17. L'Assemblée note que plusieurs engagements d'adhésion importants n'ont pas encore été honorés bien que l'Ukraine ait adhéré au Conseil de l'Europe en 1995, il y a presque 17 ans. Les gouvernements successifs, ainsi que la Verkhovna Rada et ses groupes politiques, partagent la responsabilité de cet échec. Dans sa Résolution 1755 (2010), l'Assemblée s'était félicitée du programme de réforme ambitieux des autorités en vue d'honorer les engagements d'adhésion restants. Malgré les résultats positifs initiaux dans plusieurs domaines, l'Assemblée est préoccupée par les signaux qui indiquent que la dynamique et la volonté politique nécessaires pour mettre en oeuvre ces réformes s'essoufflent. L'Assemblée invite donc instamment les autorités, ainsi que toutes les forces politiques du pays, à mettre en oeuvre rapidement les réformes qui sont nécessaires pour que l'Ukraine honore ses engagements d'adhésion et instaure une démocratie solide dans le pays.

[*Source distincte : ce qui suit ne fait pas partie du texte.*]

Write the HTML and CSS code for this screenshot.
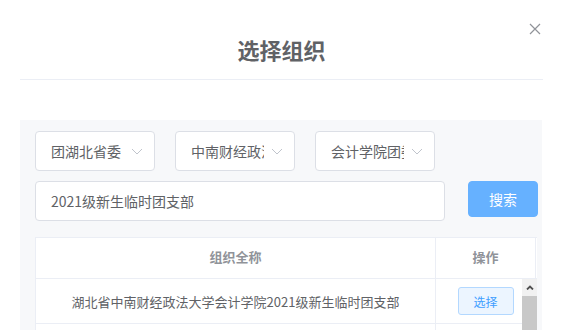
FILE: index.html
```html
<!DOCTYPE html>
<html lang="zh-CN">
<head>
  <meta charset="UTF-8" />
  <meta name="viewport" content="width=device-width, initial-scale=1">
  <title>选择组织</title>
  <link rel="stylesheet" href="styles.css">
</head>
<body>

  <div class="dialog">
    <div class="dialog-header">
      <span class="dialog-title">选择组织</span>
      <button class="dialog-close" aria-label="关闭">
        <svg width="12" height="12" viewBox="0 0 12 12"><path d="M1 1L11 11M11 1L1 11" stroke="#909399" stroke-width="1.2" fill="none"/></svg>
      </button>
    </div>

    <div class="dialog-body">
      <div class="panel">

        <!-- 三级组织选择 -->
        <div class="selects">
          <div class="select">
            <span class="select-text">团湖北省委</span>
            <svg class="select-arrow" width="12" height="7" viewBox="0 0 12 7"><path d="M1 1L6 6L11 1" stroke="#c0c4cc" stroke-width="1" fill="none"/></svg>
          </div>
          <div class="select">
            <span class="select-text">中南财经政法大学团委</span>
            <svg class="select-arrow" width="12" height="7" viewBox="0 0 12 7"><path d="M1 1L6 6L11 1" stroke="#c0c4cc" stroke-width="1" fill="none"/></svg>
          </div>
          <div class="select">
            <span class="select-text">会计学院团委</span>
            <svg class="select-arrow" width="12" height="7" viewBox="0 0 12 7"><path d="M1 1L6 6L11 1" stroke="#c0c4cc" stroke-width="1" fill="none"/></svg>
          </div>
        </div>

        <div class="search-row">
          <div class="search-input">2021级新生临时团支部</div>
          <button class="btn-search">搜索</button>
        </div>

        <!-- 结果表格 -->
        <div class="org-table">
          <div class="org-head">
            <div class="cell cell-name">组织全称</div>
            <div class="cell cell-op">操作</div>
            <div class="gutter"></div>
          </div>
          <div class="org-body">
            <div class="org-row">
              <div class="cell cell-name">湖北省中南财经政法大学会计学院2021级新生临时团支部</div>
              <div class="cell cell-op"><button class="btn-pick">选择</button></div>
            </div>
            <div class="org-row">
              <div class="cell cell-name"></div>
              <div class="cell cell-op"></div>
            </div>
            <div class="scrollbar">
              <div class="scroll-up">
                <svg width="8" height="5" viewBox="0 0 8 5"><path d="M1 4.5L4 1.5L7 4.5" stroke="#505050" stroke-width="1.8" fill="none"/></svg>
              </div>
              <div class="scroll-thumb"></div>
            </div>
          </div>
        </div>

      </div>
    </div>
  </div>

</body>
</html>
```

FILE: styles.css
```css
html, body {
  margin: 0;
  padding: 0;
  overflow: hidden;
  background: #fff;
}

body {
  font-family: "Noto Sans CJK SC", "Noto Sans", sans-serif;
  font-size: 14px;
  color: #606266;
}

.dialog {
  width: 523px;
  margin-left: 20px;
}

.dialog-header {
  position: relative;
  height: 79px;
  border-bottom: 1px solid #ebeef5;
  text-align: center;
}

.dialog-title {
  display: inline-block;
  padding-top: 37px;
  font-size: 22px;
  line-height: 24px;
  font-weight: bold;
  color: #606266;
}

.dialog-close {
  position: absolute;
  top: 22px;
  right: 1px;
  width: 14px;
  height: 14px;
  padding: 0;
  border: none;
  background: none;
  display: flex;
  align-items: center;
  justify-content: center;
}

.dialog-body {
  padding-top: 40px;
}

.panel {
  height: 260px;
  width: 507px;
  padding: 11px 0 0 15px;
  background: #f7f8fa;
}

.selects {
  display: flex;
  gap: 20px;
}

.select {
  position: relative;
  box-sizing: border-box;
  width: 120px;
  height: 40px;
  padding: 0 30px 0 15px;
  background: #fff;
  border: 1px solid #dcdfe6;
  border-radius: 4px;
  display: flex;
  align-items: center;
}

.select-text {
  display: block;
  overflow: hidden;
  white-space: nowrap;
  line-height: 38px;
}

.select-arrow {
  position: absolute;
  right: 11px;
  top: 16px;
}

.search-row {
  display: flex;
  align-items: flex-start;
  margin-top: 10px;
}

.search-input {
  box-sizing: border-box;
  width: 410px;
  height: 40px;
  padding: 0 15px;
  line-height: 38px;
  background: #fff;
  border: 1px solid #dcdfe6;
  border-radius: 4px;
}

.btn-search {
  width: 70px;
  height: 36px;
  margin-left: 23px;
  padding: 0;
  border: 1px solid #66b1ff;
  border-radius: 4px;
  background: #66b1ff;
  color: #fff;
  font-family: inherit;
  font-size: 14px;
}

.org-table {
  width: 501px;
  margin-top: 16px;
  border-left: 1px solid #ebeef5;
  background: #fff;
  font-size: 13px;
}

.org-head {
  display: flex;
  height: 40px;
  border-top: 1px solid #ebeef5;
  border-bottom: 1px solid #ebeef5;
  color: #909399;
  font-weight: bold;
}

.cell {
  box-sizing: border-box;
  display: flex;
  align-items: center;
  justify-content: center;
  border-right: 1px solid #ebeef5;
}

.org-head .cell {
  padding-bottom: 3px;
}

.cell-name {
  width: 400px;
}

.cell-op {
  width: 100px;
}

.gutter {
  width: 1px;
}

.org-body {
  position: relative;
}

.org-row {
  display: flex;
  height: 44px;
  border-bottom: 1px solid #ebeef5;
}

.btn-pick {
  width: 56px;
  height: 28px;
  padding: 0;
  border: 1px solid #b3d8ff;
  border-radius: 3px;
  background: #ecf5ff;
  color: #409eff;
  font-family: inherit;
  font-size: 12px;
}

.scrollbar {
  position: absolute;
  top: 0;
  right: 0;
  bottom: 0;
  width: 15px;
  background: #f1f1f1;
  display: flex;
  flex-direction: column;
}

.scroll-up {
  height: 17px;
  display: flex;
  align-items: center;
  justify-content: center;
}

.scroll-thumb {
  flex: 1;
  background: #c8c8c8;
}
```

18. L'Assemblée considère que la mise en oeuvre de ses recommandations, et notamment de celles qui concernent les poursuites pénales engagées contre des membres de l'ancien gouvernement, témoignerait de la volonté des autorités de respecter les normes et valeurs du Conseil de l'Europe. Inversement, si ses recommandations n'étaient pas appliquées dans un délai raisonnable, cela ferait peser de sérieux doutes sur l'adhésion des autorités aux principes de la démocratie et de la prééminence du droit et conduirait à une réponse appropriée de l'Assemblée. En conséquence, l'Assemblée invite la commission de suivi à continuer à observer la situation de près et à proposer éventuellement que l'Assemblée adopte les mesures requises par la situation, qui pourraient aussi consister à envisager des sanctions si les demandes de l'Assemblée ne sont pas satisfaites.